While making mistakes is part of learning and mastering the art of stock trading, some errors have significant repercussions, including losing all your capital and gains. It is crucial to avoid making simple errors to protect your hard-earned money. Read on for five common stock trading mistakes and how you can prevent them.

1.    Trading without a plan

One of the most significant mistakes beginner traders make is investing without a plan, which often translates into tremendous losses. A trading plan acts as your guide for any new positions. To develop an effective trading plan, consider what you want to achieve from your investment, the trading type you want to venture in, and your time commitment. You should also evaluate the amount of capital you intend to invest and how much you would be willing to lose. Remember also to establish whether you have sufficient knowledge to start trading. Check out the stock content hub to access vital resources that enable you to become a better trader and grow your portfolio.

2.    Pushing limits too soon

Most new investors believe that trading is an easy way to make money. This leads to trading too much, in terms of volume and value, to get more profits within a short time frame. However, pushing your limits too soon also increases your risk levels. If the market does not perform as anticipated, you could lose all your investments. For this reason, you should consider starting the build slowly as you get the hang of the market. To reduce the chances of bouncing yourself off the market in the initial stages of your trading journey, you could even consider setting up a demo trading account to practice trading before investing with real money.

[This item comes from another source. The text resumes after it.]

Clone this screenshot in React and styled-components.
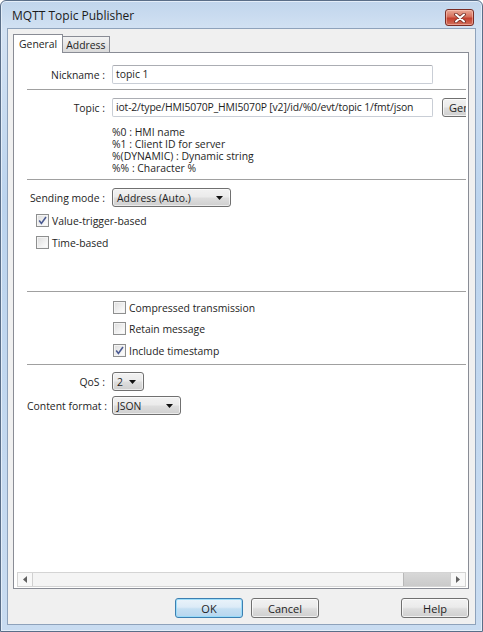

3.    Being overconfident after a profit

Do not let the excitement of making your first profit rush you into a new position. Trading without proper market analysis could result in losses or, worse, wipe out your previous gains. Be sure to take your time before getting another position and stick to your trading plan as a successful position validates your previous predictions and analysis.

4.    Excessive investment turnover

Rushing in and out of a position can significantly reduce your return on investment. This is because it attracts a lot of transaction fees and short-term taxes. Too much investment turnover also leads to missing out on long-term profits in other positions.

5.    Waiting to get even

Holding on to a losing stock hoping that it will return to its initial cost is another way to lose potential gains. You often lose in two ways:

  • The losing stock could continue dropping and eventually become worthless.
  • You miss out on the opportunity to use the money you have invested on dropping stock in another position that could bring in significant profits.

Be sure to perform a market data analysis, and if you establish that you would not purchase the stock you are holding on to in the present market conditions, consider selling it to avoid making more losses.

Endnote

Stock trading is a daunting process, and it takes time to determine what works for you. Conduct in-depth research before trading and learn from successful and unsuccessful positions. Be sure to also familiarize yourself with the common stock trading mistakes and how to avoid them to protect your financial structure.